• _Available data_
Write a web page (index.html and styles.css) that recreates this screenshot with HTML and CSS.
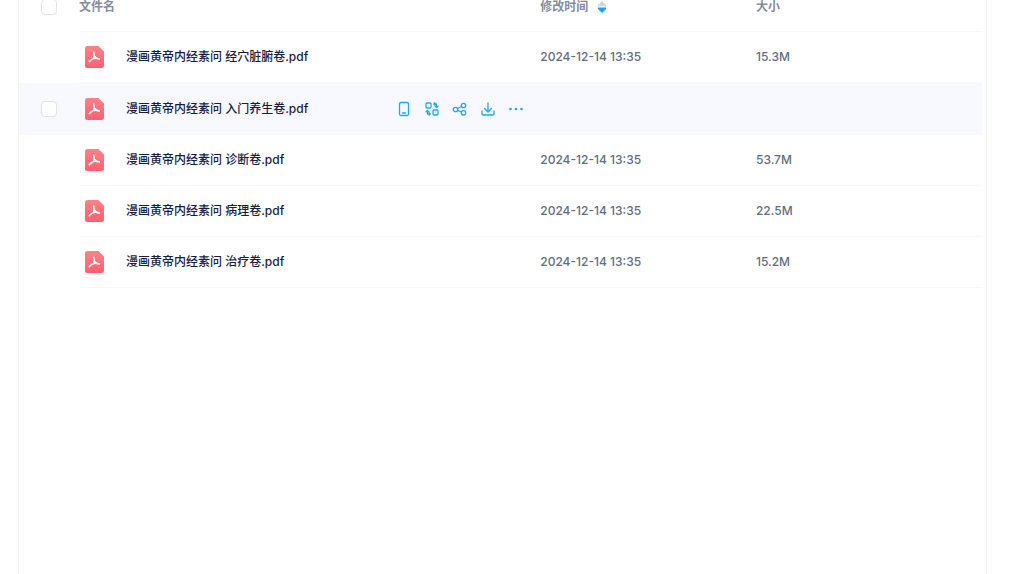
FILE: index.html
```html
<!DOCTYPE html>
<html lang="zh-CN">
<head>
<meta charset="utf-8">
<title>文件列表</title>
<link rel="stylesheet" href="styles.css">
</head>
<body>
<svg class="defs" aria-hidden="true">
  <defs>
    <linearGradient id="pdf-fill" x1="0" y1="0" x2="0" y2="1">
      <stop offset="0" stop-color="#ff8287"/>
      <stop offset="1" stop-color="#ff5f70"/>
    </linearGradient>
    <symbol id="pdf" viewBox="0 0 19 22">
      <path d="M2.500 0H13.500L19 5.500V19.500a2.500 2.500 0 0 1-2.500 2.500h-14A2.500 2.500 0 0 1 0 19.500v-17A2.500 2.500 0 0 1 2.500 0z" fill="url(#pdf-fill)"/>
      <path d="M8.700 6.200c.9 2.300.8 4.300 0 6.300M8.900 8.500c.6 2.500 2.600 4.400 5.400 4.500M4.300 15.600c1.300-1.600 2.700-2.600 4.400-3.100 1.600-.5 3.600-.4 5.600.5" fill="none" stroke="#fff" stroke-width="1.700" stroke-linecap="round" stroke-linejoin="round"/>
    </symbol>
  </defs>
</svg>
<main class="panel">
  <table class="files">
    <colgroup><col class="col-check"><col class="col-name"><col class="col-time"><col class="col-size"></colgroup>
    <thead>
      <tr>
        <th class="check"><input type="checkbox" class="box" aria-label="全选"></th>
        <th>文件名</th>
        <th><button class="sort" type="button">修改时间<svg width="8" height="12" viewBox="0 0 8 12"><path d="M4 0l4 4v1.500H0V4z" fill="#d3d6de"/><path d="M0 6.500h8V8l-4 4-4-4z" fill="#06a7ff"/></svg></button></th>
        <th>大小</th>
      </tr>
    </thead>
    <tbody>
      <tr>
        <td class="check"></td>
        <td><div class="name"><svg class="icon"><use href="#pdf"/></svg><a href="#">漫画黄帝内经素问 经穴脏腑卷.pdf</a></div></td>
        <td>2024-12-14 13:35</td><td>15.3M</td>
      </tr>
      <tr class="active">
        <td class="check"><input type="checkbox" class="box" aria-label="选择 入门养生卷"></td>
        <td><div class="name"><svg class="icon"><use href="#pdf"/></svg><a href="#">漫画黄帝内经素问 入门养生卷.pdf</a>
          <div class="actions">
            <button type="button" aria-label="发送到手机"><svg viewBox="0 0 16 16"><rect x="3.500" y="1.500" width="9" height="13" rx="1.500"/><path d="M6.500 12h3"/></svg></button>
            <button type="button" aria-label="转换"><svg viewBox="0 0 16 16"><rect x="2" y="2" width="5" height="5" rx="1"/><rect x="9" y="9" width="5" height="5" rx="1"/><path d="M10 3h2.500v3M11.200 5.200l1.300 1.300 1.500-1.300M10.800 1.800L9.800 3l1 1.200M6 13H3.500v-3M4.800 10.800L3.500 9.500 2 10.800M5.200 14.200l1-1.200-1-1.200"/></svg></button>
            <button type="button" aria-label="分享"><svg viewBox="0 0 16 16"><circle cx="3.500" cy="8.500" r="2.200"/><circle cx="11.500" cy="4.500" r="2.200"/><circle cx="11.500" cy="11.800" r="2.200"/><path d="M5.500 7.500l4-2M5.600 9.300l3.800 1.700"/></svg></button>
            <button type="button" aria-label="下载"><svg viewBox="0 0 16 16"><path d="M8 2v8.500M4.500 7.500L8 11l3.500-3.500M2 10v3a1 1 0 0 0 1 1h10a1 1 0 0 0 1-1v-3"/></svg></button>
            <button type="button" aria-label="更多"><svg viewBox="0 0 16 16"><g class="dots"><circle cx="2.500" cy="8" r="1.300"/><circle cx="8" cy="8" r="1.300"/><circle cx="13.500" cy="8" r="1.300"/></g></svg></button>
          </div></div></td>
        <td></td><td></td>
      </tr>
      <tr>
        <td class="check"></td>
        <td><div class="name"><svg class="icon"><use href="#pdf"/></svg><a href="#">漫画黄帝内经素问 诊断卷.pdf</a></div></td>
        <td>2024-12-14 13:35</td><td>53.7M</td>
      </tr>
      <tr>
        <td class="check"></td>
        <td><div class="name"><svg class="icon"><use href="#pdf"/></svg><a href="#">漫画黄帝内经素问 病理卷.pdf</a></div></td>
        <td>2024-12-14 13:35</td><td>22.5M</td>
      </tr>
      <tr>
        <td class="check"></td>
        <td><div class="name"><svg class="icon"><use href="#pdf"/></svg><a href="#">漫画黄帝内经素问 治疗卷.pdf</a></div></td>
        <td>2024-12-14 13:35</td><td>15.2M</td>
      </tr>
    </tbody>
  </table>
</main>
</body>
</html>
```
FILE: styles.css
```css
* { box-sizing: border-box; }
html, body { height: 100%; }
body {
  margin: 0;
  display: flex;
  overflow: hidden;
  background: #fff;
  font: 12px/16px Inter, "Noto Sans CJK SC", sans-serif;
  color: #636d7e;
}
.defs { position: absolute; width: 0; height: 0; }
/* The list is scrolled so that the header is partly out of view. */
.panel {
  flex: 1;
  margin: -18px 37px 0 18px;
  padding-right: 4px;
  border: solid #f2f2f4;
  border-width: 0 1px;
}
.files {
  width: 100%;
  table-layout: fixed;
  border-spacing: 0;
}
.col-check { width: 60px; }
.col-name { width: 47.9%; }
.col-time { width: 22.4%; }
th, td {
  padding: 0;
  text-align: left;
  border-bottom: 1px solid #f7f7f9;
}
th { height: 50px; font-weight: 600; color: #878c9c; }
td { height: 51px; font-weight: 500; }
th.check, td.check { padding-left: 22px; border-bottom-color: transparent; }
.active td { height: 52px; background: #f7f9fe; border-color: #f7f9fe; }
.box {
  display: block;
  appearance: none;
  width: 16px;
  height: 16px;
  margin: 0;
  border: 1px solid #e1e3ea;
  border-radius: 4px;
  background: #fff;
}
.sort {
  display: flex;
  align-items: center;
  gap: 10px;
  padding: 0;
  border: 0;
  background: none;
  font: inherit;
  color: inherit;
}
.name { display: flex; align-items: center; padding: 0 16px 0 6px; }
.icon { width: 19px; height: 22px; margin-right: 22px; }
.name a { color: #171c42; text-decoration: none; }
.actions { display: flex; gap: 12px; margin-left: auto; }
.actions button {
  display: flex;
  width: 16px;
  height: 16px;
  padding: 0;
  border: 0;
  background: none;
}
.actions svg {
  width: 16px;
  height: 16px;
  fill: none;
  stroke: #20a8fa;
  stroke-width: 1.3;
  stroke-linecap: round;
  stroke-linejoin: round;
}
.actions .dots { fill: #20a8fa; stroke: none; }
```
==
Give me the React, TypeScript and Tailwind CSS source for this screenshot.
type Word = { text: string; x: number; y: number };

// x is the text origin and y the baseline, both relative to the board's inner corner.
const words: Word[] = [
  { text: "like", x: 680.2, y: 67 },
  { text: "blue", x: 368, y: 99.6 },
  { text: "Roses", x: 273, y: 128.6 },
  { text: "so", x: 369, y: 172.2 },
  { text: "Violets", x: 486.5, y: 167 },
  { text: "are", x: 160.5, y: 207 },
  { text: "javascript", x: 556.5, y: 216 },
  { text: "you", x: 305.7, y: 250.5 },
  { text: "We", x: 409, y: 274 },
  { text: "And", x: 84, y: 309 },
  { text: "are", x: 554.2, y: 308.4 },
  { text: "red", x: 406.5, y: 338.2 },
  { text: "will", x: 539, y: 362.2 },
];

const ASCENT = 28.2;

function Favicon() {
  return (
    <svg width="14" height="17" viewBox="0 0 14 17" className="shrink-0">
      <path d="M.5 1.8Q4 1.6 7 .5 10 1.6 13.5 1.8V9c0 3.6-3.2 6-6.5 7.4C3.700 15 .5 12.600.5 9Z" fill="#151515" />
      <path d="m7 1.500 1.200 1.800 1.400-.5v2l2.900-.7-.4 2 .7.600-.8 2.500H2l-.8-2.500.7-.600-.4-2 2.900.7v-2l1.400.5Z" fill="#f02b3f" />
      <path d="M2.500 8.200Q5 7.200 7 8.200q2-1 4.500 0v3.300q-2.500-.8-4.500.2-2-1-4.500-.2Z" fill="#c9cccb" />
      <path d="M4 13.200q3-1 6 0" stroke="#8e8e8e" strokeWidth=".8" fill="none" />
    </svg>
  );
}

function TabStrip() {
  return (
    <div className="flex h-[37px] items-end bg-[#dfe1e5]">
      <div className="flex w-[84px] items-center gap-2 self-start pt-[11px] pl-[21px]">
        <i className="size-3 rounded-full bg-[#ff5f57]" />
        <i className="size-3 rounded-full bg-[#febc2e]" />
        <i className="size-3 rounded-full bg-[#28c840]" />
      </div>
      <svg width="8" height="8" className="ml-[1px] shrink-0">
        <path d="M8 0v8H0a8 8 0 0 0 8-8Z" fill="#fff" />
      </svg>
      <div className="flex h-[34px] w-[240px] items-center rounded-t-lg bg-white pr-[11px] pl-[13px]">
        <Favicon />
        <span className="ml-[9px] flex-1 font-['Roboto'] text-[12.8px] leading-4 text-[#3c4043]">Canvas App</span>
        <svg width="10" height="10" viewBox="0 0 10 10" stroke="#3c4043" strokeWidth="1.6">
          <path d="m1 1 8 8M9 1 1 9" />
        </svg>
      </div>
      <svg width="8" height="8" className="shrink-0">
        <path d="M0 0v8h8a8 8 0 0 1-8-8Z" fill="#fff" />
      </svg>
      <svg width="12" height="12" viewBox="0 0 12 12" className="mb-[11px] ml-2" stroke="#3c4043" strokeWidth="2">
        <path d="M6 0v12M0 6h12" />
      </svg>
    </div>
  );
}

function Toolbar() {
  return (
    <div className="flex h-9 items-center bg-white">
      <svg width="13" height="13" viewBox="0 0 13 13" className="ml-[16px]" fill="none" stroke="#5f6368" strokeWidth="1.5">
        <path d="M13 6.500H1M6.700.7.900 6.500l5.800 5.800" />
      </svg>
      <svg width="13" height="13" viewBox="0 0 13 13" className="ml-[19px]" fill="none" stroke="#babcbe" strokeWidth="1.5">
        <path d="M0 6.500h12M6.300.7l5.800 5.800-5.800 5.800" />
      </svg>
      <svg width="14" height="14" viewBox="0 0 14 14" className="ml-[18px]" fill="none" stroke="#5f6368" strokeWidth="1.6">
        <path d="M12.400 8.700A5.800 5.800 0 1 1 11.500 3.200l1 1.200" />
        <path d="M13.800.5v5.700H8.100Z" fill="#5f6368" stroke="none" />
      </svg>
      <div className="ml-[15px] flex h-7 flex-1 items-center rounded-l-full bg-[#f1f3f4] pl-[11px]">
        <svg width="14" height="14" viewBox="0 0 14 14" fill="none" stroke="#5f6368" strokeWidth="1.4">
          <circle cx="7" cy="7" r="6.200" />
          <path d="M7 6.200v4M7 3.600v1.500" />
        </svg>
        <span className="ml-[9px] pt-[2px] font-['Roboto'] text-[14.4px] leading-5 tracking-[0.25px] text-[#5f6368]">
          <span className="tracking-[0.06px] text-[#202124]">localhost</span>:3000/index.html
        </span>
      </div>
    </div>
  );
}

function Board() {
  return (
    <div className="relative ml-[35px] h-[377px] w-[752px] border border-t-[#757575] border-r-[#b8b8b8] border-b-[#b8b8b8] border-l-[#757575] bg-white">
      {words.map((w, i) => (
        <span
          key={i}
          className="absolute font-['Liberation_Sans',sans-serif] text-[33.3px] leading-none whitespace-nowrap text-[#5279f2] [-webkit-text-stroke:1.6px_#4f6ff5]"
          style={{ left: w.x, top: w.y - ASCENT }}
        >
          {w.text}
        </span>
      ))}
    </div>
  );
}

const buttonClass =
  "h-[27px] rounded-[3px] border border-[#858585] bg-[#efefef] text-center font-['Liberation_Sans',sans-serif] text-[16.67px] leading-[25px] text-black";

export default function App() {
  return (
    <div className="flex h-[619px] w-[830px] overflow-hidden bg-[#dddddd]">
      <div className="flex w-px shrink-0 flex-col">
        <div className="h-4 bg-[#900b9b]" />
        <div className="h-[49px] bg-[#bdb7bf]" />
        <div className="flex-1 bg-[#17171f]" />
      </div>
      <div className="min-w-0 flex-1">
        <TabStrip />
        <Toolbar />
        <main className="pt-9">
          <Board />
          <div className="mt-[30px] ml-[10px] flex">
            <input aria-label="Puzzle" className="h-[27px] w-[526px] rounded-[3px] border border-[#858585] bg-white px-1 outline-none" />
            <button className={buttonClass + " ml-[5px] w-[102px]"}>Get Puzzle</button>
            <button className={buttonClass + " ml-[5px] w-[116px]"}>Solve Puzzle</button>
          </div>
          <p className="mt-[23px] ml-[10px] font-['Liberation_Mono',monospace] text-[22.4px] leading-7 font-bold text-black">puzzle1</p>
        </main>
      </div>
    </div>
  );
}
--
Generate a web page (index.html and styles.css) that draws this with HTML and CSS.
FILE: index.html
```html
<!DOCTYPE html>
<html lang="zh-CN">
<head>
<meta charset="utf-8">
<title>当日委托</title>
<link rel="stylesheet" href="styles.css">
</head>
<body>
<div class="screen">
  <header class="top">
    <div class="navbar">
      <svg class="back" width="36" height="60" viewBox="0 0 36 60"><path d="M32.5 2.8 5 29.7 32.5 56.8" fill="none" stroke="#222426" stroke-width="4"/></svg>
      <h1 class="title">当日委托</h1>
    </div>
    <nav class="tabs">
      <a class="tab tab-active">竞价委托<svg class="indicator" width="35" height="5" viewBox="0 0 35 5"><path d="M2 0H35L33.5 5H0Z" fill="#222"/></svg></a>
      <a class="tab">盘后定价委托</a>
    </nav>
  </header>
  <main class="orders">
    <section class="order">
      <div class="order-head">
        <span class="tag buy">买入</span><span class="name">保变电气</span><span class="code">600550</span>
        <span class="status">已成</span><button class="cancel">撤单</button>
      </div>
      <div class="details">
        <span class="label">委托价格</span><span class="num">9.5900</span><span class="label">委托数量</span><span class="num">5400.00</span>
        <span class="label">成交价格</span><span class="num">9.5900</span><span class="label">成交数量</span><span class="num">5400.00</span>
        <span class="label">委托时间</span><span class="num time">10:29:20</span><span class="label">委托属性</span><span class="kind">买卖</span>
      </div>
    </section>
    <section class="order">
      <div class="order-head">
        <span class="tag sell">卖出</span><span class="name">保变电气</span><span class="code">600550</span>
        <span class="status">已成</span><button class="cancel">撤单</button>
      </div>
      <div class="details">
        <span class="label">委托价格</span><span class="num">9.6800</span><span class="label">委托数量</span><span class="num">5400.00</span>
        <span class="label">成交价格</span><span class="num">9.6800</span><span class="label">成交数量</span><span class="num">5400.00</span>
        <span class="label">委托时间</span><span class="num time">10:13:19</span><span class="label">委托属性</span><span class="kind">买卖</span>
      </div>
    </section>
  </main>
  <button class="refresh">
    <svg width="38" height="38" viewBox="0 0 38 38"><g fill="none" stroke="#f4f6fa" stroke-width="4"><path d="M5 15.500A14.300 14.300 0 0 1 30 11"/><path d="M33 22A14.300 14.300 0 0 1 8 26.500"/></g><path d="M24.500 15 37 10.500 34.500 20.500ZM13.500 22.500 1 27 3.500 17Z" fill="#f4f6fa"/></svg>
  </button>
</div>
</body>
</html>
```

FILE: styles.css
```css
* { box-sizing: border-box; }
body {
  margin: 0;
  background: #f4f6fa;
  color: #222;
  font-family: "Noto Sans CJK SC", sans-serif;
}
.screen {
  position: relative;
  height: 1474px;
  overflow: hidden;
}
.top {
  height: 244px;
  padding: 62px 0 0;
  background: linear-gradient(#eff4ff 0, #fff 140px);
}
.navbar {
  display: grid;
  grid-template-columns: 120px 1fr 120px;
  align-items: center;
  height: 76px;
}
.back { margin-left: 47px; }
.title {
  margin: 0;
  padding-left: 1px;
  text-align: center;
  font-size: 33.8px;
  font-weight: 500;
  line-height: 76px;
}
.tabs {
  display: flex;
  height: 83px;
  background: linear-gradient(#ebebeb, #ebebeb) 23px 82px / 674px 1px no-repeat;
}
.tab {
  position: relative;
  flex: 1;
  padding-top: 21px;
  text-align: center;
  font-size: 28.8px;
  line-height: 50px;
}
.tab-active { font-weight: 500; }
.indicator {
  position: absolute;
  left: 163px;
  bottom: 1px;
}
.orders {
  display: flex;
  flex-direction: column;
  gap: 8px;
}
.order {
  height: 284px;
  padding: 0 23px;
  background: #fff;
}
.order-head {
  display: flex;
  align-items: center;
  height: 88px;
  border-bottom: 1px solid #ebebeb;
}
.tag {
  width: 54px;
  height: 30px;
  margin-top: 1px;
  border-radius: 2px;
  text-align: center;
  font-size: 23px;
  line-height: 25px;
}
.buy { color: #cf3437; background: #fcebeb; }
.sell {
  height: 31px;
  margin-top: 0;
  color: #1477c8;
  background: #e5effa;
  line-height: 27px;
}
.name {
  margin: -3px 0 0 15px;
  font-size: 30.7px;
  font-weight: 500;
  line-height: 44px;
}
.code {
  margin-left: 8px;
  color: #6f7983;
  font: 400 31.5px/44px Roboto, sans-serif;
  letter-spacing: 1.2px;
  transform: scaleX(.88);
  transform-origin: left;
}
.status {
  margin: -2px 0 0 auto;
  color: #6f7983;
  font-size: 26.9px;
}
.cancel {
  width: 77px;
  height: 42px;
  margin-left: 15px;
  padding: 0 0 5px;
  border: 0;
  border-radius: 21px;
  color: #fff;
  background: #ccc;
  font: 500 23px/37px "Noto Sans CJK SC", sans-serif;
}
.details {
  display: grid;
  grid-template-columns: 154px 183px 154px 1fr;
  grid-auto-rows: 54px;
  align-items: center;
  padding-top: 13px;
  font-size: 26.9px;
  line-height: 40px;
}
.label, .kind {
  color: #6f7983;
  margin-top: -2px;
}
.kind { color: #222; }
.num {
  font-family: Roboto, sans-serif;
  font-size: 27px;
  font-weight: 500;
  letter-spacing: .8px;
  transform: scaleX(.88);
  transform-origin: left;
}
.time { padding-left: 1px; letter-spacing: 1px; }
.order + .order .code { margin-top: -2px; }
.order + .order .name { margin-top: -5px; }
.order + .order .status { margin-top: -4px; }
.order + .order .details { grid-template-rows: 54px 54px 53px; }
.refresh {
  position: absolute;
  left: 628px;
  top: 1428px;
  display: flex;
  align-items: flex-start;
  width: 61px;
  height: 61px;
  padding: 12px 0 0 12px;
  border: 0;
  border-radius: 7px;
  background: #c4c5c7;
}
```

• _To be done_
Begin at the line that has "Give me the"; stop after the line that has "string; x: number;". Copy every line in that span exactly.

• _Output for this exercise_
Give me the React, TypeScript and Tailwind CSS source for this screenshot.
type Word = { text: string; x: number; y: number };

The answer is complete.